Eduardo –su verdadero nombre- viene cumpliendo su labor desde hace diez años aproximadamente. Sus problemas mentales es adjudicado por los vecinos a un enrollo genealógico, porque Cuki, es fruto de una relación entre su madre y su abuelo materno.
Por diferentes traumas, recién aprendió a hablar a los 5 años: “Estaba con mi hermano y lo llevamos al Aguita a mi casa, yo me quedo con el, y de repente de atrás sale mi hermano con una máscara de monstruo y lo asusta tanto que sale corriendo mientras grita ` ¡mamá!´. Esa fue su primer palabra” recuerda Carlos, amigo de la infancia.
También en Salta hay una banda de cuatro “vagos” - Goma-Goma, Bochini, El Negro y Monchi- que viven desde hace siete años bajo un árbol en una plaza. “Estaban casi todo el día mangueando ahí para el chupi” explica Carlos.
La banda sigue en el mismo lugar, aunque ahora sin Bochini, que murió de cirrosis hace 2 años.

¿LOCO? del subte D


Historias más, historias menos

Como cuadro de honor, historias y personajes que no se pueden dejar afuera de la nota, como el Profesor Loco de Barracas, que luego de ser despedido de la escuela pública del barrio, se iba a la puerta de su ex trabajo todos los días, les hacía puentecito a los alumnos y les preguntaba cosas como “¿Cuánto mide un ángulo recto?. Si la respuesta era correcta, el joven estudiante zafaba, pero si le erraba al interrogante, el ex docente seguía atormentándolos hasta que acertaran alguna consigna.
En Ramos mejía, por la madrugada de los fines de semana, está El Titi, un hombre de unos 30 años, fiel espectador de los partidos de Vélez Sarfield, con carencia absoluta de todos sus dientes y un aspecto similar al de Cristo.
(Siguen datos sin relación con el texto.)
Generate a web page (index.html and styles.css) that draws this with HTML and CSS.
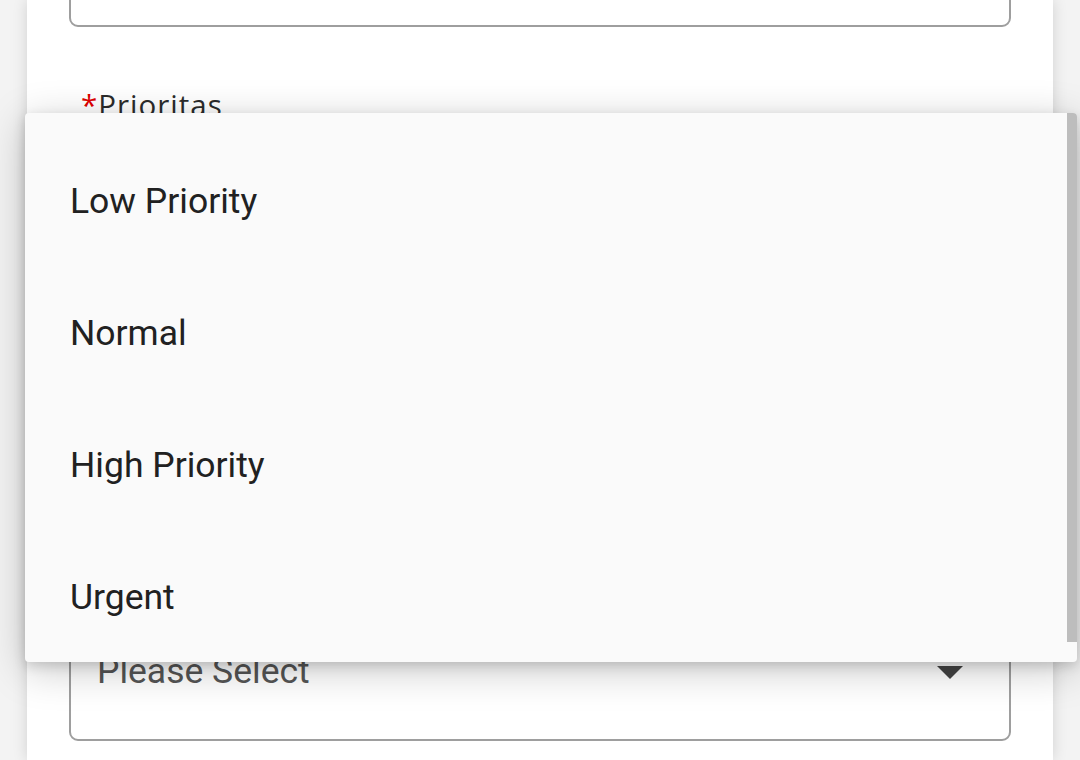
FILE: index.html
```html
<!DOCTYPE html>
<html lang="id">
<head>
  <meta charset="UTF-8" />
  <meta name="viewport" content="width=device-width, initial-scale=1.0" />
  <title>Form Tiket</title>
  <link rel="stylesheet" href="styles.css">
</head>
<body>
  <div class="card">
    <form class="form">
      <div class="group">
        <div class="field"></div>
      </div>

      <div class="group">
        <label class="label"><span class="req">*</span>Prioritas</label>
        <div class="field select">
          <span class="placeholder">Please Select</span>
          <span class="caret"></span>
        </div>
      </div>

      <div class="group">
        <label class="label"><span class="req">*</span>Kategori</label>
        <div class="field select">
          <span class="placeholder">Please Select</span>
          <span class="caret"></span>
        </div>
      </div>

      <div class="group">
        <label class="label"><span class="req">*</span>Sub Kategori</label>
        <div class="field select">
          <span class="placeholder">Please Select</span>
          <span class="caret"></span>
        </div>
      </div>
    </form>
  </div>

  <!-- open menu of the Prioritas select -->
  <div class="menu">
    <ul class="menu-list">
      <li class="menu-item">Low Priority</li>
      <li class="menu-item">Normal</li>
      <li class="menu-item">High Priority</li>
      <li class="menu-item">Urgent</li>
    </ul>
    <div class="menu-thumb"></div>
  </div>
</body>
</html>
```

FILE: styles.css
```css
html, body {
  margin: 0;
  padding: 0;
  height: 100%;
  overflow: hidden;
  background: #f3f3f3;
}

*,
*::before,
*::after {
  box-sizing: border-box;
}

.card {
  display: flow-root;
  margin: 0 27px;
  min-height: 100vh;
  background: #fff;
  box-shadow: 0 0 14px rgba(0, 0, 0, 0.14);
  padding: 0 42px;
}

.form {
  display: flex;
  flex-direction: column;
  gap: 48px;
  margin-top: -111px;
}

.group {
  display: flex;
  flex-direction: column;
}

.label {
  font-family: "Open Sans", Lato, sans-serif;
  font-size: 29.5px;
  letter-spacing: 1px;
  line-height: 40px;
  color: #2b2b2b;
  padding: 10px 0 0 12px;
  margin-bottom: 2px;
}

.req {
  color: #e00000;
  letter-spacing: 0;
  margin-right: 1px;
}

.field {
  height: 138px;
  border: 2px solid #9e9e9e;
  border-radius: 9px;
  background: #fff;
}

.select {
  display: flex;
  align-items: center;
  justify-content: space-between;
  padding: 0 46px 0 26px;
}

.placeholder {
  font-family: Roboto, sans-serif;
  font-size: 35.5px;
  color: #555;
  margin-top: -2px;
}

.caret {
  width: 0;
  height: 0;
  border-left: 13.5px solid transparent;
  border-right: 13.5px solid transparent;
  border-top: 13px solid #444;
}

.menu {
  position: absolute;
  left: 25px;
  top: 113px;
  width: 1052px;
  height: 549px;
  background: #fafafa;
  border-radius: 4px;
  overflow: hidden;
  box-shadow: 0 8px 40px rgba(0, 0, 0, 0.22), 0 4px 12px rgba(0, 0, 0, 0.14);
}

.menu-list {
  list-style: none;
  margin: 0;
  padding: 22px 0 0;
}

.menu-item {
  height: 132px;
  display: flex;
  align-items: center;
  padding-left: 45px;
  font-family: Roboto, sans-serif;
  font-size: 35.5px;
  color: #212121;
}

.menu-thumb {
  position: absolute;
  top: 0;
  right: 0;
  width: 10px;
  height: 529px;
  background: #bdbdbd;
}
```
De adolescente era un habilidoso jugador de básquet, “la embocaba de todos lados, tenía muy buena puntería el tipo, pero si empezaba a correr, daba dos pasos y se caía” recuerda Matías, compañero suyo en el club Estudiantil porteño.
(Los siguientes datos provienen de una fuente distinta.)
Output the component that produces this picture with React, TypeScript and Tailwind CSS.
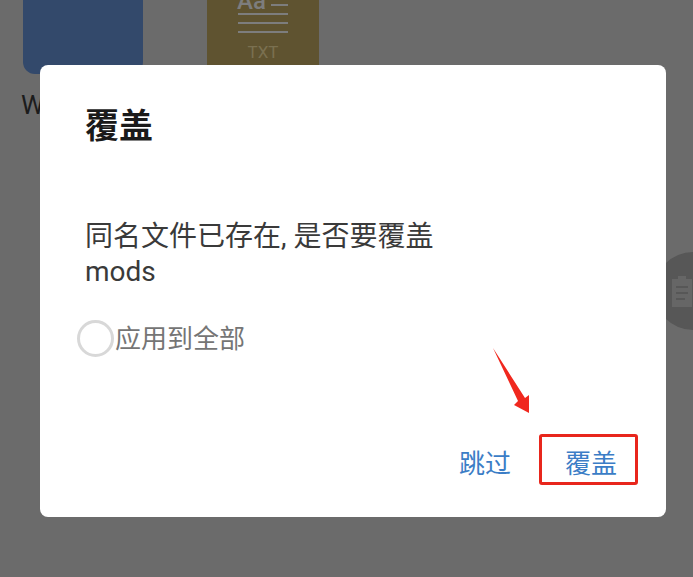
const font = { fontFamily: '"Roboto", "Noto Sans CJK SC", sans-serif' };

function App() {
  return (
    <div
      className="relative h-[577px] w-[693px] overflow-hidden bg-[#6b6b6b]"
      style={font}
    >
      {/* dimmed file list behind the dialog */}
      <div className="flex items-start pl-[23px]">
        <div className="flex w-[184px] flex-col">
          <div className="h-[74px] w-[120px] rounded-b-[12px] bg-[#33496b]" />
          <span className="-ml-[2px] mt-[13px] text-[26px] leading-[36px] text-[#1c1c1c]">
            W
          </span>
        </div>
        <div className="flex h-[72px] w-[112px] flex-col items-center bg-[#5f5330] pt-[4px]">
          <div className="flex w-[50px] flex-col gap-[7px]">
            <div className="ml-auto h-[2px] w-[17px] bg-[#7d7d7d]" />
            <div className="h-[2px] w-full bg-[#7d7d7d]" />
            <div className="h-[2px] w-full bg-[#7d7d7d]" />
            <div className="h-[2px] w-full bg-[#7d7d7d]" />
          </div>
          <span className="mt-[9px] text-[17px] leading-[20px] text-[#7a7050]">
            TXT
          </span>
        </div>
      </div>
      <div className="absolute left-[237px] top-[-13px] text-[24px] font-medium leading-[28px] text-[#7d7d7d]">
        Aa
      </div>

      {/* floating button */}
      <div className="absolute left-[654px] top-[252px] flex h-[78px] w-[78px] items-center rounded-full bg-[#575757] pl-[18px]">
        <svg width="20" height="32" viewBox="0 0 20 32" fill="none">
          <path d="M0 4h6V1h8v3h6v28H0z" fill="#666666" />
          <path d="M4 12h12M4 18h12M4 24h9" stroke="#575757" strokeWidth="2" />
        </svg>
      </div>

      {/* dialog */}
      <div className="absolute left-[40px] top-[65px] flex h-[452px] w-[626px] flex-col rounded-[8px] bg-white pt-[38px]">
        <h2 className="pl-[45px] text-[34px] font-bold leading-[46px] text-[#1a1a1a]">
          覆盖
        </h2>
        <p className="mt-[70px] pl-[45px] text-[28px] leading-[35px] text-[#3a3a3a]">
          同名文件已存在, 是否要覆盖
          <br />
          mods
        </p>
        <div className="mt-[31px] flex items-center pl-[37px]">
          <div className="h-[37px] w-[37px] shrink-0 rounded-full border-[3px] border-[#d8d8d8]" />
          <span className="ml-px text-[26px] leading-[36px] text-[#757575]">
            应用到全部
          </span>
        </div>
        <div className="mt-auto flex items-center justify-end pb-[35px] pr-[28px]">
          <button className="mr-[54px] text-[26px] leading-[36px] text-[#3b7dc6]">
            跳过
          </button>
          <button className="mr-[21px] text-[26px] leading-[36px] text-[#3b7dc6]">
            覆盖
          </button>
        </div>
      </div>

      {/* red annotation */}
      <div className="absolute left-[539px] top-[434px] h-[51px] w-[99px] rounded-[3px] border-[3px] border-[#e8261c]" />
      <svg
        className="absolute left-[490px] top-[345px]"
        width="42"
        height="70"
        viewBox="0 0 42 70"
      >
        <path d="M3 3 L35 53 L39 50 L39 68 L24 60 L28 56 Z" fill="#f0281e" />
      </svg>
    </div>
  );
}

export default App;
Los diálogos con el gran basquetbolista son imposibles de realizar… no se le entiende una sola palabra de lo que dice, habla nada más que con ruidos. Reconocido y querido por toda la noche del oeste, Titi siempre es invitado para una cerveza, un traguito fuerte, y algún otro vicio que lo hace rebalsar de felicidad.